Desalination is the structural solution that performs the best among all examined. Due to the design specification, domestic demand coverage does not fall below 95% with the exception of a dry period in the BAU+HD scenario, where the effectiveness to domestic use is approximately equal to 92% (Figure 3).

Figure 3. Percent demand coverage effectiveness of Desalination to Domestic use

The domestic deficit improvement with respect to each reference scenario is subject to the high hydrological variations; improvements are lower under the LD+HW scenario where due to high water availability and decreasing demand trends, the domestic deficit is lower. Under the two other scenarios domestic deficit improvements can reach even 80% with respect to the reference scenario (Figure 4).
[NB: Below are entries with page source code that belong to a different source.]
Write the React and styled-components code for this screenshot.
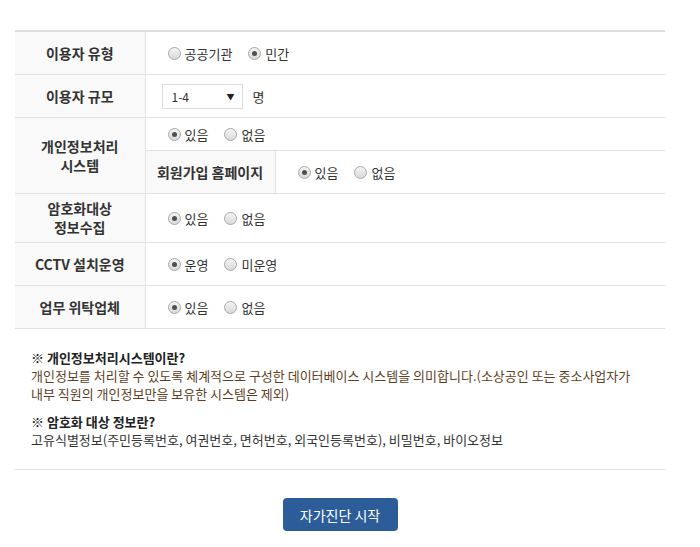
import React, { useState } from "react";
import styled, { createGlobalStyle } from "styled-components";

const GlobalStyle = createGlobalStyle`
  body {
    margin: 0;
    background: #fff;
    font-family: "Noto Sans CJK KR", "Noto Sans", sans-serif;
    color: #333;
  }
`;

const Wrap = styled.div`
  padding: 30px 35px 0 15px;
`;

const Table = styled.table`
  width: 100%;
  border-collapse: collapse;
  border-top: 2px solid #ddd;
  border-bottom: 1px solid #e2e2e2;

  tr + tr > td,
  tr + tr > th {
    border-top: 1px solid #e2e2e2;
  }
`;

const Label = styled.th`
  width: 130px;
  box-sizing: border-box;
  background: #f9f9f9;
  border-right: 1px solid #e2e2e2;
  font-size: 14px;
  font-weight: 700;
  line-height: 19px;
  color: #333;
  text-align: center;
  padding: 0 4px;
  white-space: nowrap;
  height: ${(p) => p.$h || 42}px;
`;

const Value = styled.td`
  padding: 0 0 0 ${(p) => p.$pad || 22}px;
  height: ${(p) => p.$h || 42}px;
  font-size: 13px;
  vertical-align: middle;
`;

const Options = styled.div`
  display: flex;
  align-items: center;
  gap: 16px;
`;

const Option = styled.label`
  display: inline-flex;
  align-items: center;
  gap: 4px;
  font-size: 13px;
  color: #333;
  cursor: pointer;
`;

const Radio = styled.input.attrs({ type: "radio" })`
  appearance: none;
  margin: 0;
  width: 13px;
  height: 13px;
  border-radius: 50%;
  border: 1px solid #a9a9a9;
  background: linear-gradient(#f4f4f4, #d9d9d9);
  box-sizing: border-box;
  display: grid;
  place-items: center;

  &:checked::after {
    content: "";
    width: 5px;
    height: 5px;
    border-radius: 50%;
    background: #505050;
  }
`;

const SelectBox = styled.div`
  display: flex;
  align-items: center;
  gap: 10px;
  font-size: 13px;
`;

const Select = styled.div`
  width: 81px;
  height: 25px;
  box-sizing: border-box;
  border: 1px solid #ddd;
  display: flex;
  align-items: center;
  justify-content: space-between;
  padding: 0 7px 0 9px;
  font-size: 12px;
  color: #333;

  span:last-child {
    font-size: 8px;
    color: #222;
  }
`;

const Notes = styled.div`
  padding: 20px 0 10px 16px;
  border-bottom: 1px solid #e2e2e2;
  font-size: 13px;
  line-height: 18px;
`;

const NoteTitle = styled.p`
  margin: 0;
  font-weight: 700;
  color: #222;
`;

const NoteText = styled.p`
  margin: 0 0 10px;
  color: ${(p) => p.$color || "#333"};
`;

const Footer = styled.div`
  display: flex;
  justify-content: center;
  padding-top: 28px;
`;

const Button = styled.button`
  width: 115px;
  height: 33px;
  border: 0;
  border-radius: 4px;
  background: #2c5d98;
  color: #fff;
  font-family: inherit;
  font-size: 14px;
  cursor: pointer;
`;

function RadioGroup({ name, options, initial }) {
  const [val, setVal] = useState(initial);
  return (
    <Options>
      {options.map((o) => (
        <Option key={o}>
          <Radio name={name} checked={val === o} onChange={() => setVal(o)} />
          {o}
        </Option>
      ))}
    </Options>
  );
}

export default function App() {
  return (
    <Wrap>
      <GlobalStyle />
      <Table>
        <tbody>
          <tr>
            <Label>이용자 유형</Label>
            <Value colSpan={2}>
              <RadioGroup name="type" options={["공공기관", "민간"]} initial="민간" />
            </Value>
          </tr>
          <tr>
            <Label>이용자 규모</Label>
            <Value colSpan={2} $pad={16}>
              <SelectBox>
                <Select>
                  <span>1-4</span>
                  <span>▼</span>
                </Select>
                명
              </SelectBox>
            </Value>
          </tr>
          <tr>
            <Label rowSpan={2}>
              개인정보처리
              <br />
              시스템
            </Label>
            <Value colSpan={2} $h={32}>
              <RadioGroup name="sys" options={["있음", "없음"]} initial="있음" />
            </Value>
          </tr>
          <tr>
            <Label $h={42}>회원가입 홈페이지</Label>
            <Value>
              <RadioGroup name="home" options={["있음", "없음"]} initial="있음" />
            </Value>
          </tr>
          <tr>
            <Label $h={48}>
              암호화대상
              <br />
              정보수집
            </Label>
            <Value colSpan={2} $h={48}>
              <RadioGroup name="enc" options={["있음", "없음"]} initial="있음" />
            </Value>
          </tr>
          <tr>
            <Label>CCTV 설치운영</Label>
            <Value colSpan={2}>
              <RadioGroup name="cctv" options={["운영", "미운영"]} initial="운영" />
            </Value>
          </tr>
          <tr>
            <Label>업무 위탁업체</Label>
            <Value colSpan={2}>
              <RadioGroup name="out" options={["있음", "없음"]} initial="있음" />
            </Value>
          </tr>
        </tbody>
      </Table>
      <Notes>
        <NoteTitle>※ 개인정보처리시스템이란?</NoteTitle>
        <NoteText $color="#5e3f1f">
          개인정보를 처리할 수 있도록 체계적으로 구성한 데이터베이스 시스템을 의미합니다.(소상공인 또는 중소사업자가
          <br />
          내부 직원의 개인정보만을 보유한 시스템은 제외)
        </NoteText>
        <NoteTitle>※ 암호화 대상 정보란?</NoteTitle>
        <NoteText>고유식별정보(주민등록번호, 여권번호, 면허번호, 외국인등록번호), 비밀번호, 바이오정보</NoteText>
      </Notes>
      <Footer>
        <Button>자가진단 시작</Button>
      </Footer>
    </Wrap>
  );
}
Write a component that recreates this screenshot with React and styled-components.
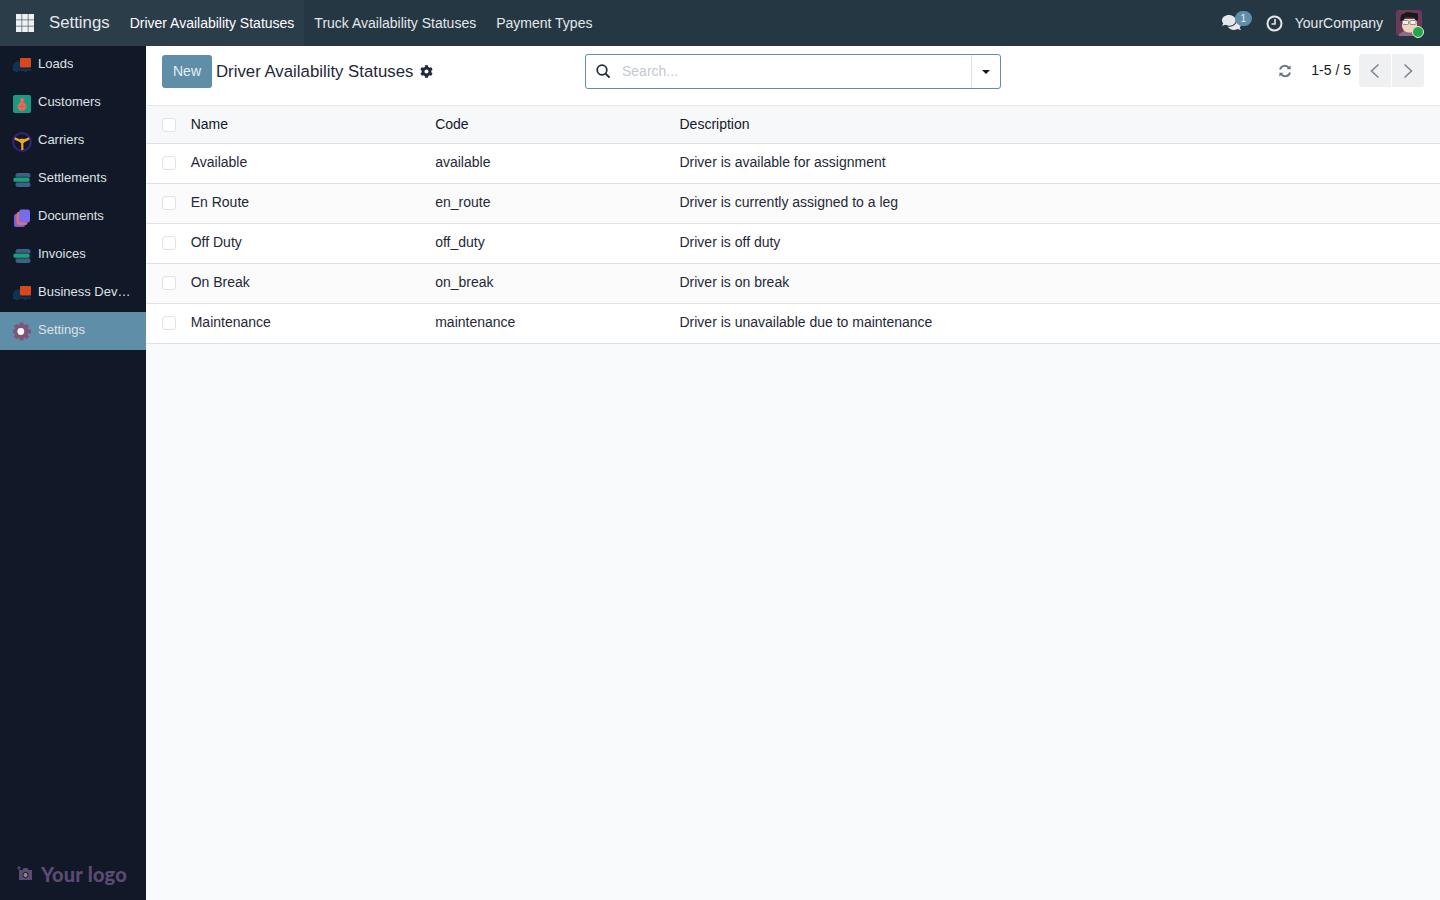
import React from "react";
import styled, { createGlobalStyle } from "styled-components";
import { FaCog, FaComments } from "react-icons/fa";

const Global = createGlobalStyle`
  html, body { margin: 0; padding: 0; height: 100%; }
  body {
    font-family: "Liberation Sans", Arial, sans-serif;
    font-size: 14px;
    color: #111827;
    background: #f9fafb;
    overflow: hidden;
  }
`;

const Page = styled.div`
  width: 1440px;
  height: 900px;
  display: flex;
  flex-direction: column;
`;

const TopBar = styled.header`
  height: 46px;
  flex: none;
  background: #243742;
  display: flex;
  align-items: stretch;
  color: #fff;
`;

const AppsButton = styled.div`
  width: 49px;
  display: flex;
  align-items: center;
  justify-content: center;
  background: #2b3d49;
`;

const BrandName = styled.div`
  display: flex;
  align-items: center;
  background: #2b3d49;
  font-size: 16.8px;
  color: #e5e7eb;
  padding-right: 10px;
`;

const MenuItem = styled.div`
  display: flex;
  align-items: center;
  padding: 0 10px;
  font-size: 14px;
  color: ${(p) => (p.$active ? "#ffffff" : "#e5e7eb")};
  background: ${(p) => (p.$active ? "#2b3d49" : "transparent")};
`;

const Systray = styled.div`
  margin-left: auto;
  display: flex;
  align-items: center;
  padding-right: 18px;
  color: #e5e7eb;
`;

const ChatIcon = styled.div`
  position: relative;
  width: 32px;
  height: 24px;
  margin-right: 12px;
  display: flex;
  align-items: flex-end;
  padding-bottom: 3px;
  box-sizing: border-box;
`;

const Badge = styled.span`
  position: absolute;
  left: 13px;
  top: 0;
  width: 17px;
  height: 15px;
  border-radius: 8px;
  background: #5f8ea9;
  color: #e5e7eb;
  font-size: 11px;
  line-height: 15px;
  text-align: center;
`;

const ClockWrap = styled.div`
  display: flex;
  margin-right: 12px;
`;

const Company = styled.span`
  font-size: 14px;
  margin-right: 13px;
`;

const Avatar = styled.div`
  position: relative;
  width: 26px;
  height: 26px;
  display: flex;
`;

const OnlineDot = styled.span`
  position: absolute;
  right: -2px;
  bottom: -2px;
  width: 10px;
  height: 10px;
  border-radius: 50%;
  background: #22a745;
  border: 1px solid #e5e7eb;
`;

const Body = styled.div`
  flex: 1;
  display: flex;
  min-height: 0;
`;

const Sidebar = styled.nav`
  width: 146px;
  flex: none;
  background: #111827;
  display: flex;
  flex-direction: column;
`;

const SideItem = styled.div`
  height: 38px;
  display: flex;
  align-items: center;
  padding: 0 13px 3px;
  gap: 7px;
  font-size: 13px;
  color: #dee2e6;
  background: ${(p) => (p.$active ? "#5f8ea9" : "transparent")};
  box-sizing: border-box;
`;

const SideIcon = styled.span`
  width: 18px;
  height: 18px;
  flex: none;
  display: flex;
  align-items: center;
  justify-content: center;
  position: relative;
  top: 2px;
`;

const SideLabel = styled.span`
  overflow: hidden;
  white-space: nowrap;
  text-overflow: ellipsis;
`;

const LogoRow = styled.div`
  margin-top: auto;
  height: 50px;
  display: flex;
  align-items: center;
  padding: 0 0 3px 17px;
  gap: 8px;
  box-sizing: border-box;
  color: #5c4a74;
  font-family: Lato, sans-serif;
  font-weight: 900;
  font-size: 20px;
  letter-spacing: 0.2px;
`;

const Main = styled.main`
  flex: 1;
  min-width: 0;
  display: flex;
  flex-direction: column;
  background: #f9fafb;
`;

const ControlPanel = styled.div`
  height: 59px;
  flex: none;
  background: #fff;
  border-bottom: 1px solid #e5e7eb;
  display: grid;
  grid-template-columns: 423px 416px 1fr;
  padding: 0 16px;
  align-items: center;
`;

const TitleGroup = styled.div`
  display: flex;
  align-items: center;
  position: relative;
  top: -4px;
`;

const NewButton = styled.button`
  height: 33px;
  width: 50px;
  border: 0;
  border-radius: 3px;
  background: #5f8ea9;
  color: #e5eef3;
  font: 14px "Liberation Sans", Arial, sans-serif;
  padding: 0 0 2px;
  margin-right: 4px;
`;

const Title = styled.span`
  font-size: 16.8px;
  color: #1f2937;
  margin-right: 7px;
`;

const SearchBox = styled.div`
  height: 33px;
  border: 1px solid #5f8ea9;
  border-radius: 3px;
  display: flex;
  align-items: center;
  position: relative;
  top: -4px;
`;

const SearchIcon = styled.span`
  display: flex;
  width: 36px;
  padding-left: 10px;
  box-sizing: border-box;
`;

const Placeholder = styled.span`
  flex: 1;
  color: #c4c9d1;
  font-size: 14px;
  position: relative;
  top: -1px;
`;

const Caret = styled.div`
  width: 28px;
  align-self: stretch;
  border-left: 1px solid #dee2e6;
  display: flex;
  align-items: center;
  justify-content: center;
  &::before {
    content: "";
    border-style: solid;
    border-width: 4px 4px 0;
    border-color: #111827 transparent transparent;
  }
`;

const Pager = styled.div`
  display: flex;
  align-items: center;
  justify-content: flex-end;
  position: relative;
  top: -5px;
`;

const Refresh = styled.span`
  display: flex;
  margin-right: 19px;
`;

const PagerText = styled.span`
  font-size: 14px;
  color: #111827;
  margin-right: 8px;
  position: relative;
  top: -1px;
`;

const PagerButton = styled.button`
  width: 32px;
  height: 33px;
  border: 0;
  padding: 0;
  margin-left: ${(p) => (p.$right ? "1px" : "0")};
  background: #eef0f2;
  border-radius: ${(p) => (p.$right ? "0 3px 3px 0" : "3px 0 0 3px")};
  display: flex;
  align-items: center;
  justify-content: center;
`;

const Table = styled.div`
  display: flex;
  flex-direction: column;
`;

const Row = styled.div`
  height: ${(p) => (p.$head ? "37px" : "39px")};
  display: grid;
  grid-template-columns: 28.7px 244.5px 244.3px 1fr;
  align-items: center;
  padding-left: 16px;
  border-bottom: 1px solid #dee2e6;
  background: ${(p) => (p.$head ? "#f7f8fa" : p.$striped ? "#fbfbfc" : "#fff")};
  color: ${(p) => (p.$head ? "#111827" : "#1f2937")};
  font-size: 14px;
  & > span { position: relative; top: ${(p) => (p.$head ? "-1px" : "-2px")}; }
  & > i { position: relative; top: ${(p) => (p.$head ? "0" : "-1px")}; }
`;

const Check = styled.i`
  display: block;
  width: 12px;
  height: 12px;
  border: 1px solid #dee2e6;
  border-radius: 3px;
  background: #fff;
`;

const Truck = () => (
  <svg width="18" height="15" viewBox="0 0 18 15">
    <path d="M0 7 3 3.500h4V13H5.600a2.100 2.100 0 0 1-4 0H0z" fill="#0f3350" />
    <path d="M7 10.500h11V13h-3.400a2.100 2.100 0 0 1-4 0H7z" fill="#0f3350" />
    <rect x="7" y="0" width="11" height="9.500" rx="1" fill="#d9481c" />
  </svg>
);

const Person = () => (
  <svg width="18" height="18" viewBox="0 0 18 18">
    <rect width="18" height="18" rx="2" fill="#1a9a80" />
    <circle cx="9" cy="5" r="2" fill="#ea6a5c" />
    <path d="M8 6h2v2.500H8z" fill="#ea6a5c" />
    <circle cx="9" cy="11.500" r="4.400" fill="#ea6a5c" />
    <path d="M5.500 11.500h7M9 8v7" stroke="#c9504a" strokeWidth=".7" />
  </svg>
);

const Wheel = () => (
  <svg width="20" height="20" viewBox="0 0 20 20" style={{ flex: "none" }}>
    <circle cx="10" cy="10" r="8.800" fill="none" stroke="#33227a" strokeWidth="2.200" />
    <path
      d="M2.400 7.400 3 5.200 8 7.200h4l5-2 .6 2.200-5.200 2.900-1 1V18H9.200v-6.700l-1-1z"
      fill="#eaa920"
    />
    <circle cx="10" cy="9" r="2.400" fill="#eaa920" />
  </svg>
);

const Stack = () => (
  <svg width="18" height="14" viewBox="0 0 18 14">
    <rect x="2.500" y="0" width="15" height="5" rx="2.500" fill="#3f5f86" />
    <rect x="2.500" y="9" width="15" height="5" rx="2.500" fill="#3f5f86" />
    <rect x="0" y="4.200" width="17" height="5" rx="2.500" fill="#17a07a" stroke="#111827" strokeWidth=".6" />
  </svg>
);

const Docs = () => (
  <svg width="18" height="18" viewBox="0 0 18 18">
    <rect x="1" y="5" width="11" height="13" rx="2" fill="#7a5fd8" />
    <rect x="3.500" y="3" width="11" height="13" rx="2" fill="#d9707a" />
    <rect x="6" y="0.500" width="11" height="13" rx="2.500" fill="#7a6ce8" />
  </svg>
);

const Gear = () => (
  <svg width="20" height="20" viewBox="0 0 20 20" style={{ flex: "none" }}>
    <g fill="#7f5478">
      <circle cx="9.500" cy="9.500" r="7" />
      <rect x="7.500" y="0.500" width="4" height="18" />
      <rect x="1" y="7.500" width="18" height="4" />
      <rect x="7.500" y="0.500" width="4" height="18" transform="rotate(45 9.500 9.500)" />
      <rect x="7.500" y="0.500" width="4" height="18" transform="rotate(-45 9.500 9.500)" />
    </g>
    <circle cx="8.800" cy="9.500" r="3.400" fill="#fff" />
  </svg>
);

const Apps = () => (
  <svg width="18" height="18" viewBox="0 0 18 18" fill="#eef0f2">
    {[0, 6.200, 12.400].map((x) =>
      [0, 6.200, 12.400].map((y) => (
        <rect key={`${x}-${y}`} x={x} y={y} width="5.600" height="5.600" />
      ))
    )}
  </svg>
);

const Clock = () => (
  <svg width="17" height="17" viewBox="0 0 17 17" fill="none" stroke="#e5e7eb" strokeWidth="2">
    <circle cx="8.500" cy="8.500" r="7" />
    <path d="M9 4v5H5.500" strokeWidth="1.600" />
  </svg>
);

const Face = () => (
  <svg width="26" height="26" viewBox="0 0 26 26">
    <rect width="26" height="26" rx="3" fill="#6b3a58" />
    <path d="M3 26v-2l5-3h10l5 3v2z" fill="#8f6a86" />
    <path d="M6 9h15v7a6.500 6.500 0 0 1-6.500 6.500h-2A6.500 6.500 0 0 1 6 16z" fill="#f5d3bb" />
    <path d="M4 11 5 5l6-3 11 1.500L22 10l-2 1-2-3.500H9L7.500 11z" fill="#17191d" />
    <rect x="6.500" y="10.500" width="6" height="4" rx="1" fill="#eef0f2" stroke="#777" strokeWidth=".8" />
    <rect x="14" y="10.500" width="6" height="4" rx="1" fill="#eef0f2" stroke="#777" strokeWidth=".8" />
  </svg>
);

const CameraLogo = () => (
  <svg width="16" height="16" viewBox="0 0 16 16">
    <path d="M2 4h3.500l1-2h4l1 2H15v10H2z" fill="#5c4a74" />
    <circle cx="8.500" cy="9" r="2.600" fill="#8a8a8a" stroke="#111827" strokeWidth="1" />
    <path d="M0 2h4M2 0v4" stroke="#5c4a74" strokeWidth="1.200" />
  </svg>
);

const Magnifier = () => (
  <svg width="15" height="15" viewBox="0 0 15 15" fill="none" stroke="#1f2937" strokeWidth="1.700">
    <circle cx="6" cy="6" r="4.800" />
    <path d="m9.600 9.600 4 4" strokeWidth="2" />
  </svg>
);

const RefreshIcon = () => (
  <svg width="14" height="14" viewBox="0 0 14 14" fill="none" stroke="#6b7280" strokeWidth="1.900">
    <path d="M2 5.600A5 5 0 0 1 11 4" />
    <path d="M12 8.400A5 5 0 0 1 3 10" />
    <path d="M12.600 1.200v4H8.600z" fill="#6b7280" stroke="none" />
    <path d="M1.400 12.800v-4h4z" fill="#6b7280" stroke="none" />
  </svg>
);

const Chevron = ({ right }) => (
  <svg width="12" height="16" viewBox="0 0 12 16" fill="none" stroke="#7d8794" strokeWidth="1.600">
    <path d={right ? "M2.500 1.500 9.500 8l-7 6.500" : "M9.500 1.500 2.500 8l7 6.500"} />
  </svg>
);

const sideItems = [
  { label: "Loads", icon: <Truck /> },
  { label: "Customers", icon: <Person /> },
  { label: "Carriers", icon: <Wheel /> },
  { label: "Settlements", icon: <Stack /> },
  { label: "Documents", icon: <Docs /> },
  { label: "Invoices", icon: <Stack /> },
  { label: "Business Development", icon: <Truck /> },
  { label: "Settings", icon: <Gear />, active: true },
];

const rows = [
  ["Available", "available", "Driver is available for assignment"],
  ["En Route", "en_route", "Driver is currently assigned to a leg"],
  ["Off Duty", "off_duty", "Driver is off duty"],
  ["On Break", "on_break", "Driver is on break"],
  ["Maintenance", "maintenance", "Driver is unavailable due to maintenance"],
];

export default function App() {
  return (
    <Page>
      <Global />
      <TopBar>
        <AppsButton>
          <Apps />
        </AppsButton>
        <BrandName>Settings</BrandName>
        <MenuItem $active>Driver Availability Statuses</MenuItem>
        <MenuItem>Truck Availability Statuses</MenuItem>
        <MenuItem>Payment Types</MenuItem>
        <Systray>
          <ChatIcon>
            <FaComments size={19} color="#e5e7eb" />
            <Badge>1</Badge>
          </ChatIcon>
          <ClockWrap>
            <Clock />
          </ClockWrap>
          <Company>YourCompany</Company>
          <Avatar>
            <Face />
            <OnlineDot />
          </Avatar>
        </Systray>
      </TopBar>
      <Body>
        <Sidebar>
          {sideItems.map((item) => (
            <SideItem key={item.label} $active={item.active}>
              <SideIcon>{item.icon}</SideIcon>
              <SideLabel>{item.label}</SideLabel>
            </SideItem>
          ))}
          <LogoRow>
            <CameraLogo />
            Your logo
          </LogoRow>
        </Sidebar>
        <Main>
          <ControlPanel>
            <TitleGroup>
              <NewButton>New</NewButton>
              <Title>Driver Availability Statuses</Title>
              <FaCog size={13} color="#1f2937" />
            </TitleGroup>
            <SearchBox>
              <SearchIcon>
                <Magnifier />
              </SearchIcon>
              <Placeholder>Search...</Placeholder>
              <Caret />
            </SearchBox>
            <Pager>
              <Refresh>
                <RefreshIcon />
              </Refresh>
              <PagerText>1-5 / 5</PagerText>
              <PagerButton>
                <Chevron />
              </PagerButton>
              <PagerButton $right>
                <Chevron right />
              </PagerButton>
            </Pager>
          </ControlPanel>
          <Table>
            <Row $head>
              <Check />
              <span>Name</span>
              <span>Code</span>
              <span>Description</span>
            </Row>
            {rows.map(([name, code, desc], i) => (
              <Row key={code} $striped={i % 2 === 1}>
                <Check />
                <span>{name}</span>
                <span>{code}</span>
                <span>{desc}</span>
              </Row>
            ))}
          </Table>
        </Main>
      </Body>
    </Page>
  );
}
Figure 4. Percent Improvement of deficit in Domestic use with respect to the reference scenarios (Desalination option)

The domestic use relies more on desalination, and the smaller dependency to groundwater resources helps in the alleviation of irrigation shortages (Figure 5). Desalination units have been designed so as to meet domestic deficits, and not to completely substitute the use of groundwater resources; therefore, irrigation deficit improvements decrease as domestic demand increases and domestic use dependence on groundwater resources becomes higher (Figure 6).

Figure 5. Percent demand coverage effectiveness of Desalination to Irrigation use

Figure 6. Percent Improvement of deficit in Irrigation use
with respect to the reference scenarios (Desalination option)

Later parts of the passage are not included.